# [Written problem]
Note each line that includes the word "index". Copy those lines.

(Records)
※

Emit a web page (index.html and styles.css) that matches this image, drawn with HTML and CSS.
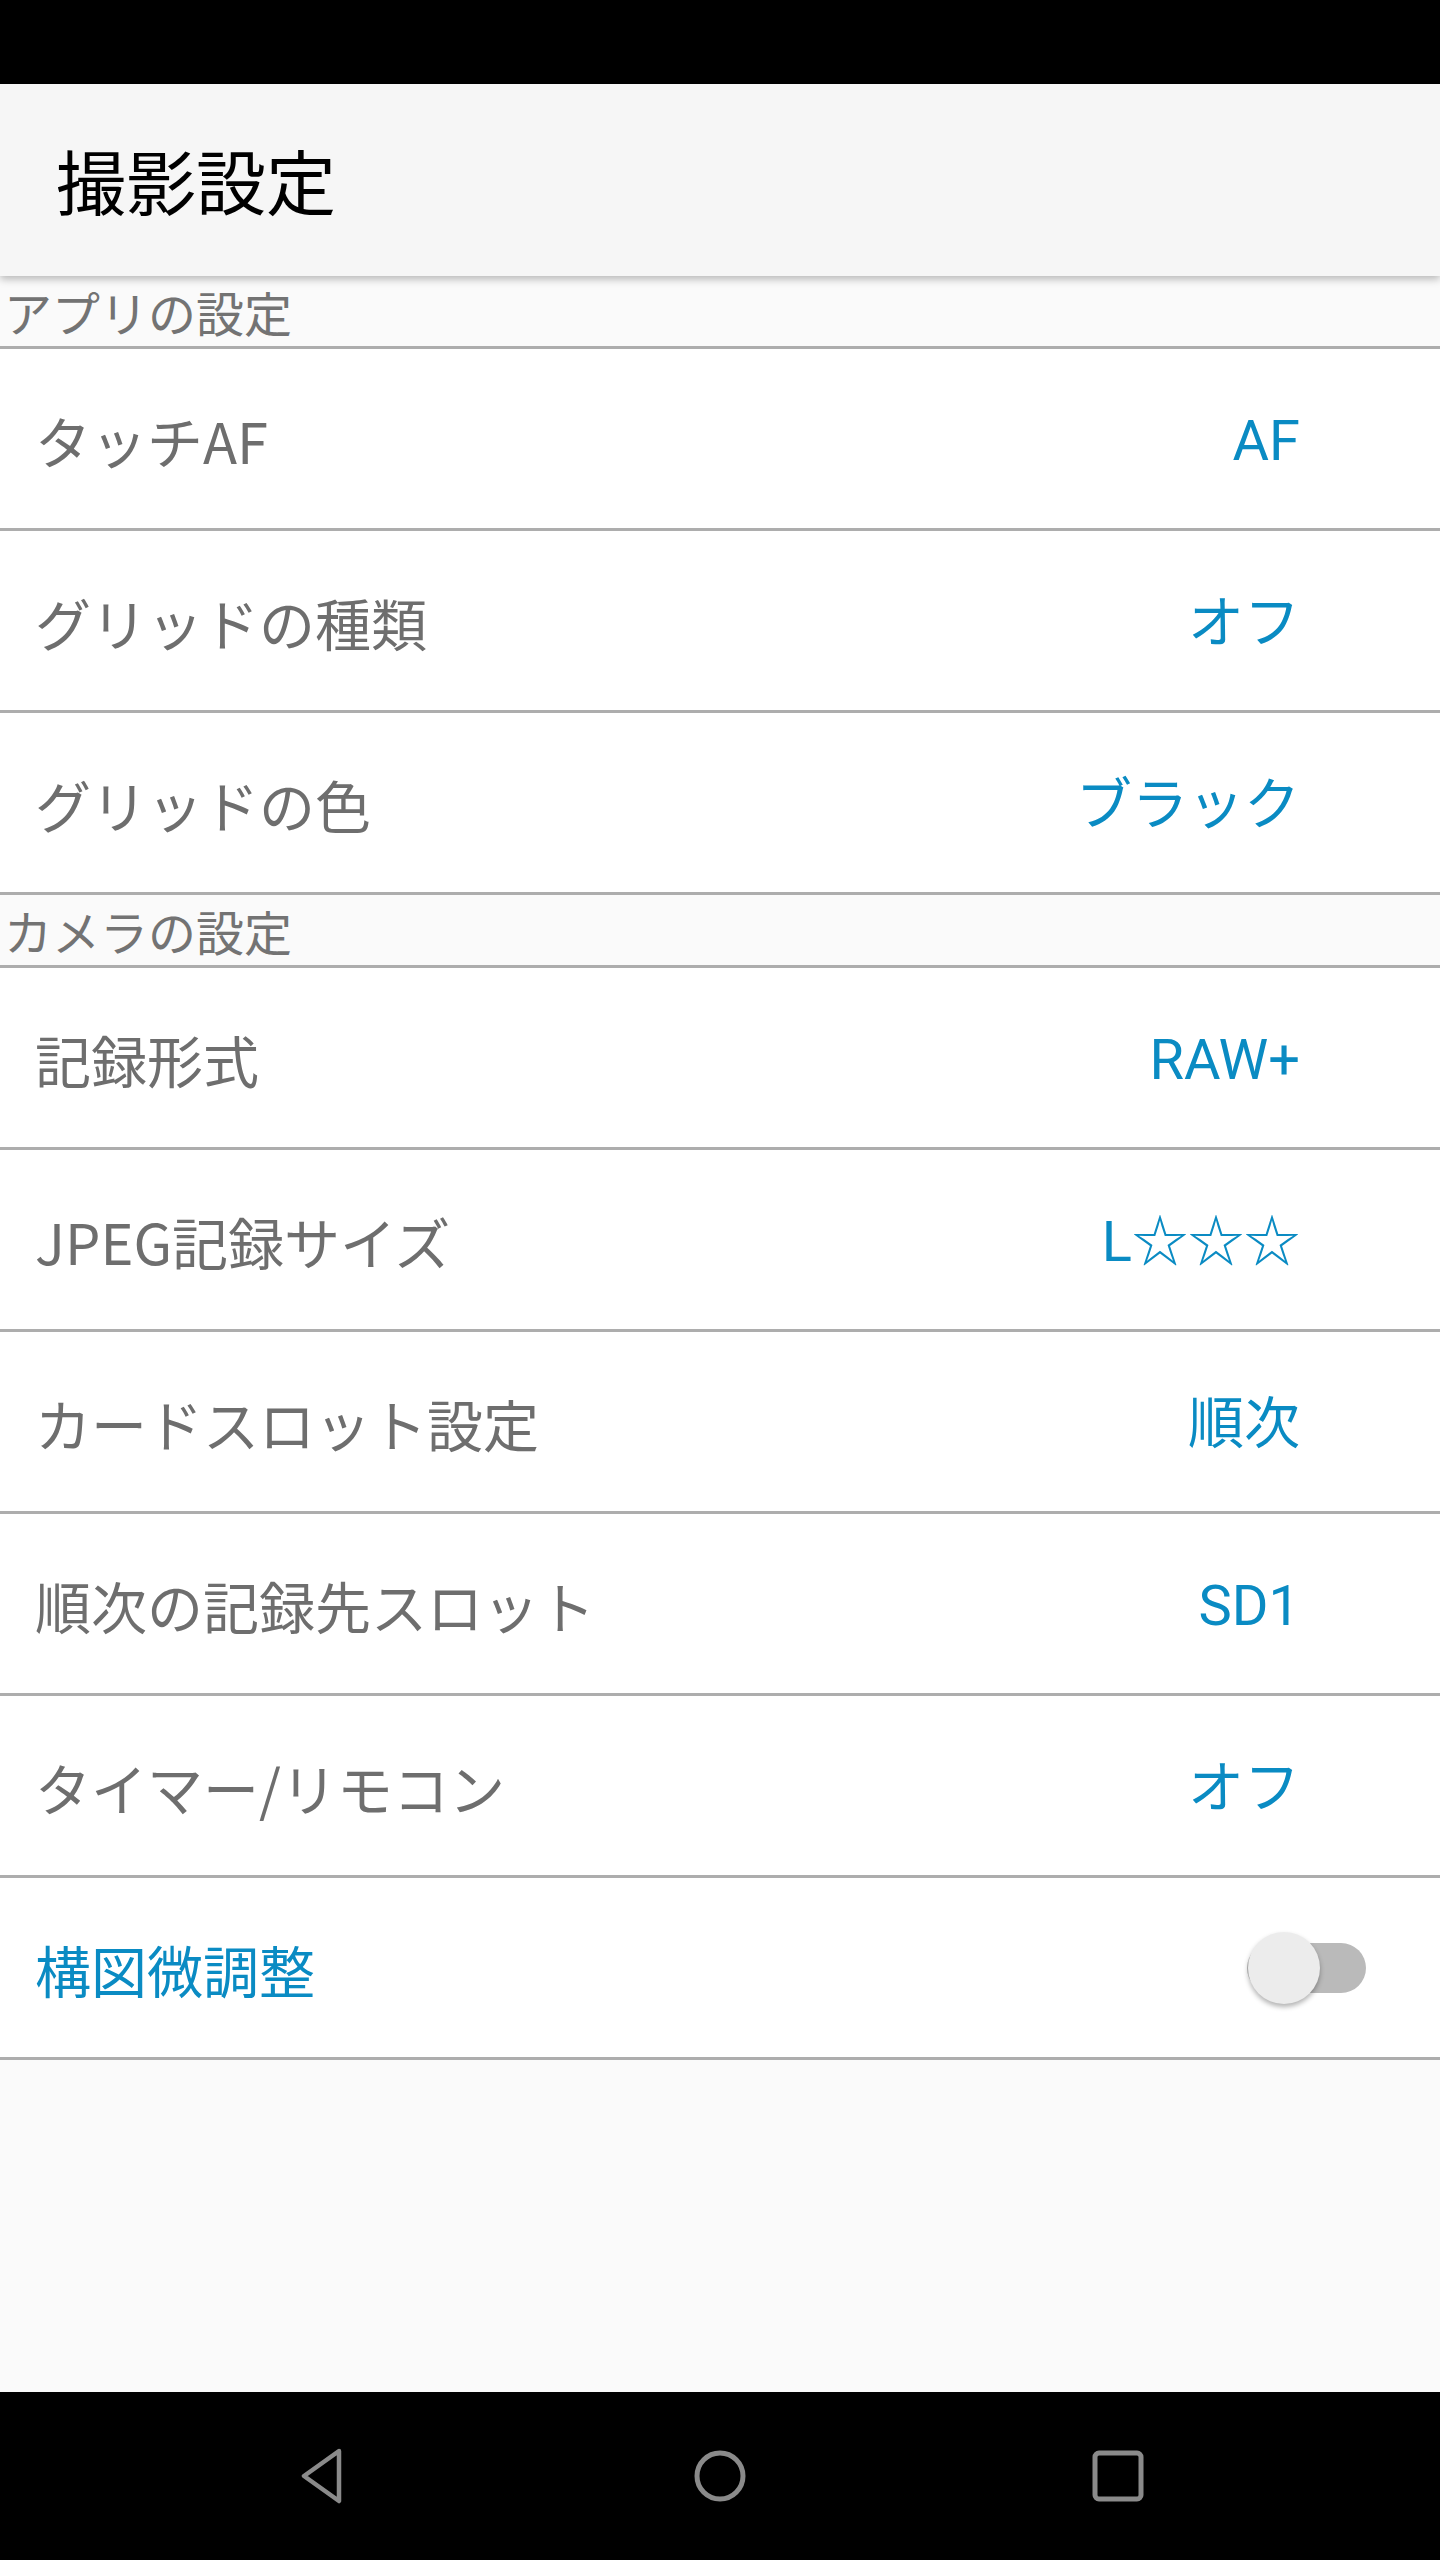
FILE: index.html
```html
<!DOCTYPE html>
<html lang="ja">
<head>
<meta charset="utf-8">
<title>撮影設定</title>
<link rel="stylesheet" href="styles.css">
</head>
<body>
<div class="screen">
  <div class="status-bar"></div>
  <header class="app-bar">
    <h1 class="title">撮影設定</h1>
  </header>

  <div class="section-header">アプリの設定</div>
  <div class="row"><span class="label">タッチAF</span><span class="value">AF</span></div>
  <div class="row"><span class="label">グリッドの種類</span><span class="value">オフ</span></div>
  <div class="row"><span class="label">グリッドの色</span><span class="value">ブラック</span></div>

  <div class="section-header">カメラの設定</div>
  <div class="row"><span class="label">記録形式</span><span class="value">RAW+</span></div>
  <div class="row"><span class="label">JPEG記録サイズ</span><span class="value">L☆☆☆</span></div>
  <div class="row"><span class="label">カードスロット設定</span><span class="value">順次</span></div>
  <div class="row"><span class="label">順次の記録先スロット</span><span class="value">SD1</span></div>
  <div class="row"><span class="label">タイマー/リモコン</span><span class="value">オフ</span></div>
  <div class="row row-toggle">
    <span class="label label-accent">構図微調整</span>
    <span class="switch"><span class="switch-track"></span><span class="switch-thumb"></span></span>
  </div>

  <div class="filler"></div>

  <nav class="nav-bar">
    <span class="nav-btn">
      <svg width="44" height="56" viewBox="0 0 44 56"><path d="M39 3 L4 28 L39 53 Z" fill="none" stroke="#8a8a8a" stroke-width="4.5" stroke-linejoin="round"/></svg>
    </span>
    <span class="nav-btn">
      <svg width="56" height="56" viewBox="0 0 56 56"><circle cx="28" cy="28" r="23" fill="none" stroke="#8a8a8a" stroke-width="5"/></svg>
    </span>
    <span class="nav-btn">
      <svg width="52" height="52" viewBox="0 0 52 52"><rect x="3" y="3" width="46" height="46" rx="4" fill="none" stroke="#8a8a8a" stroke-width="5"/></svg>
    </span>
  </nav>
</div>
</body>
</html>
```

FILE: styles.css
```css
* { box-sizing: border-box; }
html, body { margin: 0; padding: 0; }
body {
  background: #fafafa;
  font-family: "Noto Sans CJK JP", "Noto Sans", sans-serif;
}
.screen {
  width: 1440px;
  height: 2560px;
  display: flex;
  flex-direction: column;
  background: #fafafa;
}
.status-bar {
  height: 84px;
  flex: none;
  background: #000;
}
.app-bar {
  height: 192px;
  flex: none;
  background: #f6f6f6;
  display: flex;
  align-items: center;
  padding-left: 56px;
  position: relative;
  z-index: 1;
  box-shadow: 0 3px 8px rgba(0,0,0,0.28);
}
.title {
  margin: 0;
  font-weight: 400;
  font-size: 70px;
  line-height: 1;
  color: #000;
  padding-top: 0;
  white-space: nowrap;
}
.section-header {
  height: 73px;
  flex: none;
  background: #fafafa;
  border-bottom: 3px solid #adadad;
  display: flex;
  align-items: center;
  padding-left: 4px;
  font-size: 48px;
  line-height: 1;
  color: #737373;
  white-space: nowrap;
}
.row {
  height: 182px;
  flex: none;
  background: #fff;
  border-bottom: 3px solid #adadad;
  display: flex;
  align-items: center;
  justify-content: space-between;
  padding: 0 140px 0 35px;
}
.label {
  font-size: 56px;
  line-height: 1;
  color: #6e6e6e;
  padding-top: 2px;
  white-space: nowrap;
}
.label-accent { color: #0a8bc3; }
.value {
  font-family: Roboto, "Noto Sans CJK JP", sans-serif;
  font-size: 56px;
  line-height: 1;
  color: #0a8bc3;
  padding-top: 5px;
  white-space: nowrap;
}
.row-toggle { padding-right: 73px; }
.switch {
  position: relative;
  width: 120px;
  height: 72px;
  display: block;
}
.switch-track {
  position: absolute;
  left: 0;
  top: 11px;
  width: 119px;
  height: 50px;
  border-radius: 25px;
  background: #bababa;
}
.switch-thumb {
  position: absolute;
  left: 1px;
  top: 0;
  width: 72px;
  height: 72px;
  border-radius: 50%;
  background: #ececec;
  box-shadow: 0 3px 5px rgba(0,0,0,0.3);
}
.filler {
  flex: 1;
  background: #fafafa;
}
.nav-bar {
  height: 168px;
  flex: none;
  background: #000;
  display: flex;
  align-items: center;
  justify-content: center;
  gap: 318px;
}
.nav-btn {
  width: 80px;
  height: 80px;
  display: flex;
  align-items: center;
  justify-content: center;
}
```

※

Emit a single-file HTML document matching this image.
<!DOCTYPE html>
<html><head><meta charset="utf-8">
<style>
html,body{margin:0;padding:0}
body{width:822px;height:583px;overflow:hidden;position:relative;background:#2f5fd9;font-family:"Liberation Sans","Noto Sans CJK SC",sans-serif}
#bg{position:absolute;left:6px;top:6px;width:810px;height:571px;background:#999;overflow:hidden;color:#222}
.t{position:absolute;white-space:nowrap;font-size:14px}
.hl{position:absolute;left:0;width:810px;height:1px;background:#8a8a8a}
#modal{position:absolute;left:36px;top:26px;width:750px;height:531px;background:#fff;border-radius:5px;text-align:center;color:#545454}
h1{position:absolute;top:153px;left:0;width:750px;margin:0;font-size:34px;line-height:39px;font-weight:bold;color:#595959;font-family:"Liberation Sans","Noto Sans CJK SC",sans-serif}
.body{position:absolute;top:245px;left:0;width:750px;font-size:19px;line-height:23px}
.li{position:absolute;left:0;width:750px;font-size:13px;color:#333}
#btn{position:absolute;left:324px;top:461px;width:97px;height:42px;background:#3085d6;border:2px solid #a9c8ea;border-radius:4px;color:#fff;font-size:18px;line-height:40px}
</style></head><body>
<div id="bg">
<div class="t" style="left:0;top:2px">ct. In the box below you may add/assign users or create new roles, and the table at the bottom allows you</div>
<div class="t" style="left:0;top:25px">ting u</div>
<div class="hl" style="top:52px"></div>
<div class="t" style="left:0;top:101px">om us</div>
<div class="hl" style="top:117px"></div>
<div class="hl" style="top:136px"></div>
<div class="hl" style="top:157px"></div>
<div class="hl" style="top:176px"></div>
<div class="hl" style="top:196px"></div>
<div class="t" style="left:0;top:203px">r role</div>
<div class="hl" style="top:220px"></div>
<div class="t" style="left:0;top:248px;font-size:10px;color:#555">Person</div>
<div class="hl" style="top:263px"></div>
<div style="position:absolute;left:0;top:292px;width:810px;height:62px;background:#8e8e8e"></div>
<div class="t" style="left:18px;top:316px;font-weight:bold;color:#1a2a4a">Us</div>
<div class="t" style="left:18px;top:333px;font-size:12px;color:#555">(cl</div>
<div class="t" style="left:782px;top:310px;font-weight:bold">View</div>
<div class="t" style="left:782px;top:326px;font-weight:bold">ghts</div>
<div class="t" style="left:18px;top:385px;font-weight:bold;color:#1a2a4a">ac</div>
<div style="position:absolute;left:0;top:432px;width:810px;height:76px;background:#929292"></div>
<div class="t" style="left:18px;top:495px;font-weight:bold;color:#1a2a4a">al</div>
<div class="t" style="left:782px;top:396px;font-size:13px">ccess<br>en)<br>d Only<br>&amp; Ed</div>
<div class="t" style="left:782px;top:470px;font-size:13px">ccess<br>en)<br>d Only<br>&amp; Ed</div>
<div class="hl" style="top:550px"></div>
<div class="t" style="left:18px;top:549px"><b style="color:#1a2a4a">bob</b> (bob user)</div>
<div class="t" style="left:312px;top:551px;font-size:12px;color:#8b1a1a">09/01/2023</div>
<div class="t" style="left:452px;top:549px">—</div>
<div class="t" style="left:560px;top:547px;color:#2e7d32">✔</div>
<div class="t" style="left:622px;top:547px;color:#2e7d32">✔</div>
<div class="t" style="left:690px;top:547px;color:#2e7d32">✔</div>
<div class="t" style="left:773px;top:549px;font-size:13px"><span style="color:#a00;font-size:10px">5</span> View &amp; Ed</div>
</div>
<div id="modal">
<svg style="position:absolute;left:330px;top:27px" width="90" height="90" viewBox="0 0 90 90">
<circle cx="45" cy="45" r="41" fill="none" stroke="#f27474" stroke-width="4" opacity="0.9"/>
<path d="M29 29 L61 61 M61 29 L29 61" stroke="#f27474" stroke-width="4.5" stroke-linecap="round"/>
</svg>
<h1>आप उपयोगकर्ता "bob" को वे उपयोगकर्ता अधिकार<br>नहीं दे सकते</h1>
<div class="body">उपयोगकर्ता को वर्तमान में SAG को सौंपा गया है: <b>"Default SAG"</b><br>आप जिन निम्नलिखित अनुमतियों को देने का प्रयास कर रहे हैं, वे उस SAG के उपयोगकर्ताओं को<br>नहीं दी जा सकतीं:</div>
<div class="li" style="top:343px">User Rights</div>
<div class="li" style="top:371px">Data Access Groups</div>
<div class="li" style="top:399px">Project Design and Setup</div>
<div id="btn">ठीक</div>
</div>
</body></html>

※

# [Completed exercise]
Emit a web page (index.html and styles.css) that matches this image, drawn with HTML and CSS.
FILE: index.html
  z-index: 1;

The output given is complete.